Para não ir muito longe, é bom citar o parágrafo 2º do artigo 102 da Carta Magna, a dizer, desde a EC n.º 45/04, que "as decisões definitivas de mérito, proferidas pelo Supremo Tribunal Federal, nas ações diretas de inconstitucionalidade e nas ações declaratórias de constitucionalidade, produzirão eficácia contra todos e efeito vinculante, relativamente aos demais órgãos do Poder Judiciário e à administração pública direta e indireta, nas esferas federal, estadual e municipal". O texto é claro. Não precisa de maior explicação, mas vale outro exemplo, colhido no artigo 102-A, da Carta, incluído pela mesma emenda. Autoriza, em decisão do STF, depois de reiteradas manifestações no mesmo sentido, "aprovar súmula que, a partir de sua publicação na Imprensa Oficial, terá efeito vinculante", em relação aos mesmos órgãos referidos.

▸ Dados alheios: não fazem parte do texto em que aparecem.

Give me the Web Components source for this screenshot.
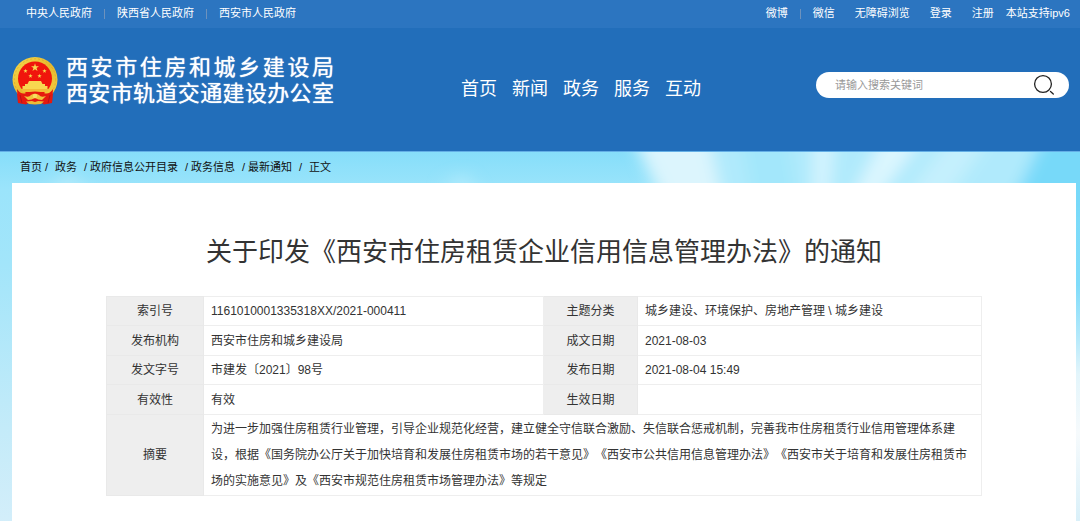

Há outros efeitos, mas passo à essência do assunto: o Supremo Tribunal Federal aprovou súmula vinculante (n.º 14) que desagradou servidores públicos das polícias, dos órgãos fiscais e do Ministério Público ao dizer: "É direito do defensor, no interesse do representado, ter acesso amplo aos elementos de prova que, já documentados em procedimento investigatório realizado por órgão com competência de polícia judiciária, digam respeito ao exercício do direito de defesa".
A ministra Ellen Gracie votou com a maioria, mas defendeu a necessidade da clareza do enunciado. Votou contra o ministro Joaquim Barbosa. Percebo que o leitor se surpreenderá: se a Constituição protege a ampla defesa e o contraditório, como reclamar contra a súmula, se ela assegura o que a Lei Maior garante? Pois é. O poder público já tem muitas vantagens. Mas, se não houver uma reação, como a adotada pelo STF, a busca de novas vantagens, sacrificando o direito de defesa, não terá limites. A Corte Suprema vinculou o caminho da justiça ao bom direito. Ainda bem.